Question

$C{H}_2=CH-C{H}_3\underset{ii.NaB{H}_4}{\overset{i.Hg(OAc{)}_2,THF}{\to }}P$

$C{H}_2=CH-C{H}_3\underset{ii.H_2{O}_2,O{H}^{-}}{\overset{i.B_2{H}_6,THF}{\to }}Q$

Predict the correct statement with respect to P and Q.
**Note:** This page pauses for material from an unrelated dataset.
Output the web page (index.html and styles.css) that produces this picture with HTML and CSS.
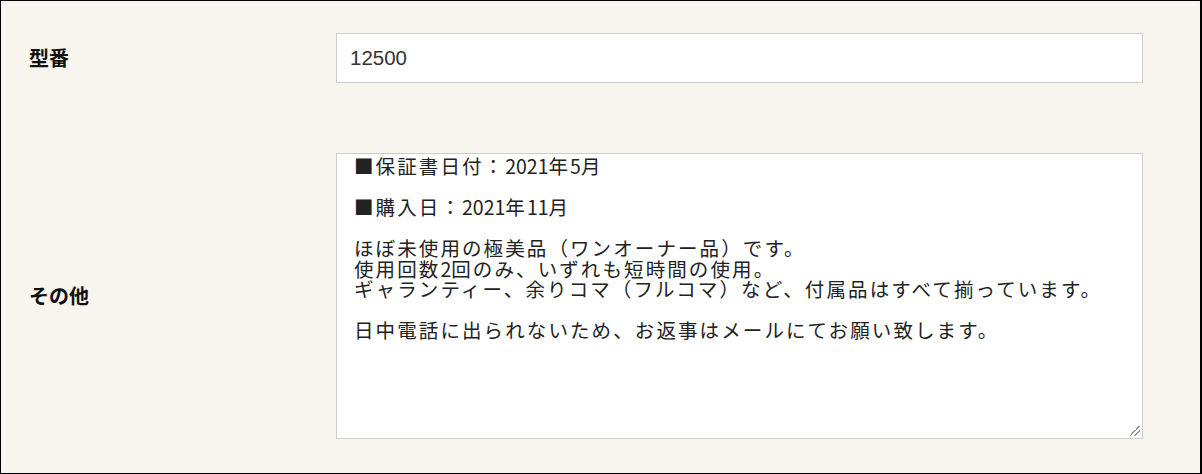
FILE: index.html
```html
<!DOCTYPE html>
<html lang="ja">
<head>
<meta charset="utf-8">
<title>フォーム</title>
<link rel="stylesheet" href="styles.css">
</head>
<body>
<div class="frame">
  <div class="panel">
    <div class="label">型番</div>
    <div class="field"><div class="input">12500</div></div>
    <div class="label">その他</div>
    <div class="field">
      <div class="textarea">
        <div class="line">■保証書日付：<span class="num">2021</span>年<span class="num">5</span>月</div>
        <div class="line blank"></div>
        <div class="line">■購入日：<span class="num">2021</span>年<span class="num">11</span>月</div>
        <div class="line blank"></div>
        <div class="line">ほぼ未使用の極美品（ワンオーナー品）です。</div>
        <div class="line">使用回数<span class="num">2</span>回のみ、いずれも短時間の使用。</div>
        <div class="line">ギャランティー、余りコマ（フルコマ）など、付属品はすべて揃っています。</div>
        <div class="line blank"></div>
        <div class="line">日中電話に出られないため、お返事はメールにてお願い致します。</div>
        <span class="grip"></span>
      </div>
    </div>
  </div>
</div>
</body>
</html>
```

FILE: styles.css
```css
* { box-sizing: border-box; }
html, body { margin: 0; padding: 0; background: #f8f5ee; }
.frame {
  width: 1202px;
  height: 474px;
  border: 1px solid #000;
  border-right-width: 2px;
  padding: 3px;
  background: #f8f5ee;
}
.panel {
  height: 100%;
  border-top: 1px solid #fdfcf9;
  border-left: 1px solid #fdfcf9;
  padding: 28px 0 0 24px;
  display: grid;
  grid-template-columns: 307px 807px;
  grid-template-rows: 50px 286px;
  row-gap: 70px;
  align-items: center;
  font-family: "Noto Sans CJK JP", sans-serif;
  color: #111;
}
.label {
  font-size: 20px;
  font-weight: bold;
  font-family: "Noto Sans CJK JP", sans-serif;
  line-height: 24px;
}
.field { height: 100%; }
.input {
  height: 50px;
  background: #fff;
  border: 1px solid #cccccc;
  padding: 0 13px;
  display: flex;
  align-items: center;
  font-family: "Liberation Sans", Arial, sans-serif;
  font-size: 20.5px;
  color: #333;
}
.textarea {
  position: relative;
  height: 286px;
  background: #fff;
  border: 1px solid #cccccc;
  padding: 2px 17px;
  font-family: "Noto Sans CJK JP", sans-serif;
  font-size: 19.5px;
  letter-spacing: 2.1px;
  color: #222;
}
.line {
  height: 20.5px;
  line-height: 20.5px;
  white-space: nowrap;
}
.num {
  letter-spacing: 0;
}
.grip {
  position: absolute;
  right: 2px;
  bottom: 2px;
  width: 10px;
  height: 10px;
  background:
    linear-gradient(135deg, transparent 0 45%, #999 45% 52%, transparent 52% 70%, #999 70% 77%, transparent 77%);
}
```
• A. Both will yield iodoform on treatment with $I_2$ and $KOH$
• B. Both undergo esterification at the same rate
• C. Both can be distinguished by victor meyer's test
• D. Pyridinium chlorochromate $\left(PCC\right)$ oxidise $P$ to aldehyde and $Q$ to a ketone

Answer 1

The correct option is C Both can be distinguished by victor meyer's test

$C{H}_2=CH-C{H}_3\underset{ii.NaB{H}_4}{\overset{i.Hg(OAc{)}_2,THF}{\to }}C{H}_3-CH\left(OH\right)-C{H}_3$

$C{H}_2=CH-C{H}_3\underset{ii.H_2{O}_2,O{H}^{-}}{\overset{i.B_2{H}_6,THF}{\to }}\left(OH\right)C{H}_2-C{H}_2-C{H}_3$

P is secondary alcohol and Q is primary alcohol. Hence they can be distinguished by Victor meyer's test.